Each line containing the word "React" should be found and copied.

··· Material provided

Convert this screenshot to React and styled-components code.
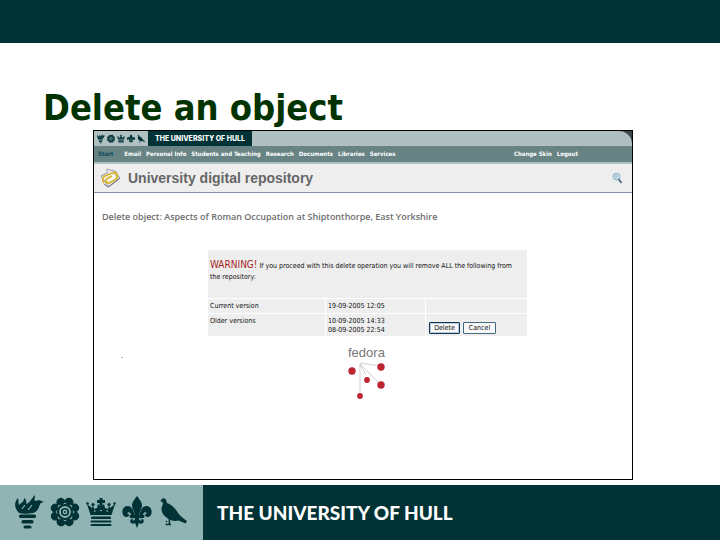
import React from 'react';
import styled, { createGlobalStyle } from 'styled-components';

const humanist = '"DejaVu Sans Condensed", "DejaVu Sans", Verdana, sans-serif';
const dark = '#003236';
const sage = '#90b3b3';

const GlobalStyle = createGlobalStyle`
  * { box-sizing: border-box; }
  body { margin: 0; background: #fff; font-family: ${humanist}; }
`;

const Slide = styled.div`
  display: flex;
  flex-direction: column;
  min-height: 100vh;
`;

const TopBar = styled.header`
  height: 43px;
  background: ${dark};
`;

const SlideBody = styled.main`
  flex: 1;
  padding: 43px 87px 5px 93px;
`;

const Title = styled.h1`
  margin: 0 0 0 -50px;
  font: bold 36px/44px ${humanist};
  color: #003300;
  white-space: nowrap;
`;

const Window = styled.section`
  min-height: 350px;
  border: 1px solid #000;
  background: #fff;
`;

const Banner = styled.div`
  display: flex;
  height: 15px;
  background: #3c4649;
`;

const BannerMarks = styled.div`
  display: flex;
  align-items: center;
  width: 54px;
  padding-left: 2px;
  background: #b0c0c0;
`;

const BannerName = styled.div`
  width: 104px;
  background: ${dark};
  color: #fff;
  font: 800 7px/15px Inter, sans-serif;
  text-align: center;
  white-space: nowrap;
`;

const BannerFill = styled.div`
  flex: 1;
  background: #b0c0c0;
  border-top-right-radius: 13px;
`;

const Nav = styled.nav`
  display: flex;
  gap: 5px;
  height: 18px;
  padding: 0 54px 0 4px;
  border-bottom: 2px solid #b0c0c0;
  background: #678384;
`;

const NavLink = styled.a`
  font: bold 6px/16px ${humanist};
  color: ${(p) => (p.$current ? '#0b4a5c' : '#fff')};
  margin-right: ${(p) => (p.$current ? '6px' : '0')};
  margin-left: ${(p) => (p.$push ? 'auto' : '0')};
  text-decoration: none;
  white-space: nowrap;
`;

const AppHeader = styled.header`
  display: flex;
  align-items: center;
  gap: 7px;
  height: 29px;
  padding: 0 9px 0 6px;
  border-bottom: 1px solid #8890b4;
  background: #eee;
`;

const AppName = styled.h2`
  flex: 1;
  margin: 0;
  font: bold 14px/28px "Liberation Sans", Arial, sans-serif;
  color: #666;
`;

const SearchButton = styled.button`
  display: flex;
  padding: 0;
  border: 0;
  background: none;
`;

const PageHeading = styled.h3`
  margin: 18px 0 0 8px;
  font: 600 9px/12px "Open Sans", sans-serif;
  color: #6e6e6e;
  white-space: nowrap;
`;

const Versions = styled.table`
  width: 321px;
  margin: 26px 0 0 113px;
  border-collapse: separate;
  border-spacing: 1px;
  table-layout: fixed;
  font-size: 7px;
  line-height: 9px;
  color: #111;
`;

const Cell = styled.td`
  height: ${(p) => p.$height};
  padding: 3px 2px 1px;
  background: #eee;
  vertical-align: top;
  text-align: left;
  font-weight: normal;
`;

const WarningText = styled.p`
  margin: 0;
  padding: 6px 8px 0 0;
  line-height: 11px;
`;

const Warning = styled.strong`
  font-size: 10px;
  font-weight: normal;
  color: #a41c1c;
`;

const Actions = styled.div`
  display: flex;
  gap: 3px;
  padding: 5px 0 0 1px;
`;

const Button = styled.button`
  height: 12px;
  width: ${(p) => p.$width};
  padding: 0;
  border: 1px solid ${(p) => (p.$primary ? '#12354f' : '#44687c')};
  border-radius: 1px;
  background: #f7f8f8;
  box-shadow: ${(p) => (p.$primary ? 'inset 0 0 0 1px #b9cbe0' : 'none')};
  color: #111;
  font: 7px/9px ${humanist};
`;

const Credit = styled.div`
  display: flex;
  gap: 131px;
  padding: 9px 0 0 27px;
  font-size: 7px;
  line-height: 21px;
`;

const Fedora = styled.figure`
  width: 230px;
  margin: 0;
`;

const FedoraName = styled.figcaption`
  margin-left: 94px;
  font: 13px/14px "Liberation Sans", Arial, sans-serif;
  color: #777;
`;

const FedoraArt = styled.svg`
  display: block;
  margin-left: 92px;
`;

const Footer = styled.footer`
  display: flex;
  height: 55px;
`;

const FooterMarks = styled.div`
  display: flex;
  align-items: center;
  width: 203px;
  padding-left: 11px;
  background: ${sage};
`;

const FooterName = styled.div`
  flex: 1;
  padding-left: 14px;
  background: ${dark};
  color: #fff;
  font: 900 19px/55px Lato, sans-serif;
  white-space: nowrap;
`;

const petals = [0, 45, 90, 135, 180, 225, 270, 315];

const Torch = () => (
  <g>
    <path d="M5 19C0 14 0 8 4 4c1 3 0 5 1 7 3-3 5-3 5-7 2 1 3 4 2 6 4-1 5-5 9-9 0 3-1 4 0 6 3-1 5-1 9 1-4 0-4 3-5 5-1 3-3 5-6 6-6 1-9 1-14 0z" />
    <path d="M8 15l3-4M14 16l4-5" stroke="#90b3b3" strokeWidth="1.200" fill="none" />
    <rect x="5" y="20.500" width="17" height="3.500" rx="1.500" />
    <rect x="7.500" y="26" width="12" height="3.500" rx="1.500" />
    <rect x="9.500" y="31.500" width="8" height="3" rx="1.500" />
  </g>
);

const Rose = () => (
  <g>
    {petals.map((a) => <circle key={a} cx="15" cy="7.500" r="4.500" transform={`rotate(${a + 22} 15 18)`} />)}
    <circle cx="15" cy="18" r="10" />
    <g fill="none" stroke="#90b3b3">
      {petals.map((a) => <path key={a} d="M13.500 10q1.500-2 3 0" transform={`rotate(${a} 15 18)`} strokeWidth="1" />)}
      <circle cx="15" cy="18" r="5" strokeWidth="1.800" />
      <circle cx="15" cy="18" r="1.700" strokeWidth="1.400" />
    </g>
  </g>
);

const Crown = () => (
  <g>
    <path d="M4.500 21L1 10l5 4 1-3 1 4 3-1 1-4 3 3 3-3 1 4 3 1 1-4 1 3 5-4-3.500 11z" />
    <circle cx="1.500" cy="9.500" r="1.300" /><circle cx="7" cy="10.500" r="1.600" /><circle cx="23" cy="10.500" r="1.600" /><circle cx="28.500" cy="9.500" r="1.300" />
    <path d="M13.500 4h3v2h2.500v3h-2.500v4h-3V9H11V6h2.500z" />
    <path d="M8 17.500l1.500-1M14 16.500h2M20.500 16.500l1.500 1" stroke="#90b3b3" strokeWidth="1.200" fill="none" />
    <rect x="5" y="22.500" width="20" height="2.500" rx="1" />
    <rect x="4.500" y="26.500" width="21" height="2" rx="1" />
    <rect x="4.500" y="30" width="21" height="2" rx="1" />
  </g>
);

const Fleur = () => (
  <g>
    <path d="M15 2c3 4 5.500 7 5 10-.5 3-2.500 5-2.500 9h-5c0-4-2-6-2.500-9C9.500 9 12 6 15 2z" />
    <path d="M12.500 24c0-8-3-12-7-12S-.5 16 .7 20c.8 3 4 4 6 2C7.500 21 6.500 19 5 19.500 6.500 17 9 19 9 21c0 1-.5 2-1 3zM17.500 24c0-8 3-12 7-12s6 4 4.800 8c-.8 3-4 4-6 2-.8-1 .2-3 1.700-2.500C23.500 17 21 19 21 21c0 1 .5 2 1 3z" />
    <rect x="7.500" y="21" width="15" height="2.800" rx="1" />
    <path d="M13 23h4c0 3 1 4 2 3.500s0-2 0-2c3 0 4 4 1 5-2 .6-3-.5-3-.5L15 34l-2-5s-1 1.100-3 .5c-3-1-2-5 1-5 0 0-1 1.500 0 2s2-.5 2-3.500z" />
  </g>
);

const Bird = () => (
  <g>
    <path d="M2.500 7.500C3 5 5 3.500 6.500 4.500c2 .8 2 3 2.500 4.500 5 2 8 5 11 10 2 3 5 5 9 8l-1.500 2.500-7-3c-4 1-9 0-12-3-4-3-6-7-4.500-11C5 10.500 5 9 4.500 8z" />
    <path d="M11 23c1 3 0 5 .5 7M7.500 30.500h5.500M9 27l-1 1" fill="none" stroke="currentColor" strokeWidth="1.500" />
  </g>
);

const marks = [Torch, Rose, Crown, Fleur, Bird];

const MarkSvg = styled.svg`
  flex: none;
  color: ${dark};
  fill: ${dark};
`;

const Marks = ({ width, height }) =>
  marks.map((Mark, i) => (
    <MarkSvg key={i} width={width} height={height} viewBox="-3 0 36 38" aria-hidden="true">
      <Mark />
    </MarkSvg>
  ));

const RepositoryIcon = () => (
  <svg width="21" height="21" viewBox="0 0 21 21" aria-hidden="true">
    <path d="M1 8L13 2l7 8-11 9z" fill="#f4f4f2" stroke="#8a8d9a" strokeWidth="1" />
    <path d="M7 5V1l10 3-1 4" fill="#e8e9ef" stroke="#a5a7b5" />
    <path d="M4 15q-3-5 1-7l7-3q4-1 5 2t-2 5l-6 3q-3 0-3-2t2-3l4-2" fill="none" stroke="#d9b62d" strokeWidth="1.800" />
    <path d="M4 16l4 3 12-9" fill="none" stroke="#72747f" />
  </svg>
);

const SearchIcon = () => (
  <svg width="11" height="12" viewBox="0 0 11 12" aria-hidden="true">
    <circle cx="4.500" cy="4.500" r="3.500" fill="#cfe3f2" stroke="#8fb1cc" />
    <path d="M2 4h4M4 2v5" stroke="#8fb9cf" />
    <path d="M6.500 7l3 4" stroke="#4d6c8c" strokeWidth="1.800" />
  </svg>
);

const links = ['Email', 'Personal Info', 'Students and Teaching', 'Research', 'Documents', 'Libraries', 'Services'];

export default function App() {
  return (
    <Slide>
      <GlobalStyle />
      <TopBar />
      <SlideBody>
        <Title>Delete an object</Title>
        <Window>
          <Banner>
            <BannerMarks><Marks width={10} height={12} /></BannerMarks>
            <BannerName>THE UNIVERSITY OF HULL</BannerName>
            <BannerFill />
          </Banner>
          <Nav>
            <NavLink href="#start" $current>Start</NavLink>
            {links.map((l) => <NavLink key={l} href="#section">{l}</NavLink>)}
            <NavLink href="#skin" $push>Change Skin</NavLink>
            <NavLink href="#logout">Logout</NavLink>
          </Nav>
          <AppHeader>
            <RepositoryIcon />
            <AppName>University digital repository</AppName>
            <SearchButton type="button" aria-label="Search"><SearchIcon /></SearchButton>
          </AppHeader>
          <PageHeading>Delete object: Aspects of Roman Occupation at Shiptonthorpe, East Yorkshire</PageHeading>
          <Versions>
            <colgroup><col width="117" /><col width="99" /><col /></colgroup>
            <tbody>
              <tr>
                <Cell colSpan={3} $height="48px">
                  <WarningText>
                    <Warning>WARNING!</Warning> If you proceed with this delete operation you will remove ALL the following from the repository:
                  </WarningText>
                </Cell>
              </tr>
              <tr>
                <Cell as="th" scope="row" $height="14px">Current version</Cell>
                <Cell>19-09-2005 12:05</Cell>
                <Cell />
              </tr>
              <tr>
                <Cell as="th" scope="row" $height="22px">Older versions</Cell>
                <Cell>10-09-2005 14:33<br />08-09-2005 22:54</Cell>
                <Cell>
                  <Actions>
                    <Button type="button" $width="31px" $primary>Delete</Button>
                    <Button type="button" $width="33px">Cancel</Button>
                  </Actions>
                </Cell>
              </tr>
            </tbody>
          </Versions>
          <Credit>
            <span>.</span>
            <Fedora>
              <FedoraName>fedora</FedoraName>
              <FedoraArt width="46" height="42" viewBox="0 0 46 42" aria-hidden="true">
                <path d="M14 3l20 3M14 4l6 11M14 4l20 20M14 4v30" stroke="#bbb" strokeWidth=".7" />
                <g fill="#bd2630">
                  <circle cx="6" cy="11" r="3.700" /><circle cx="35" cy="7" r="3.700" /><circle cx="21" cy="20" r="2.900" /><circle cx="35" cy="25" r="3.700" /><circle cx="14" cy="36" r="2.900" />
                </g>
              </FedoraArt>
            </Fedora>
          </Credit>
        </Window>
      </SlideBody>
      <Footer>
        <FooterMarks><Marks width={36} height={38} /></FooterMarks>
        <FooterName>THE UNIVERSITY OF HULL</FooterName>
      </Footer>
    </Slide>
  );
}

······

__Task result__
Convert this screenshot to React and styled-components code.
import React from 'react';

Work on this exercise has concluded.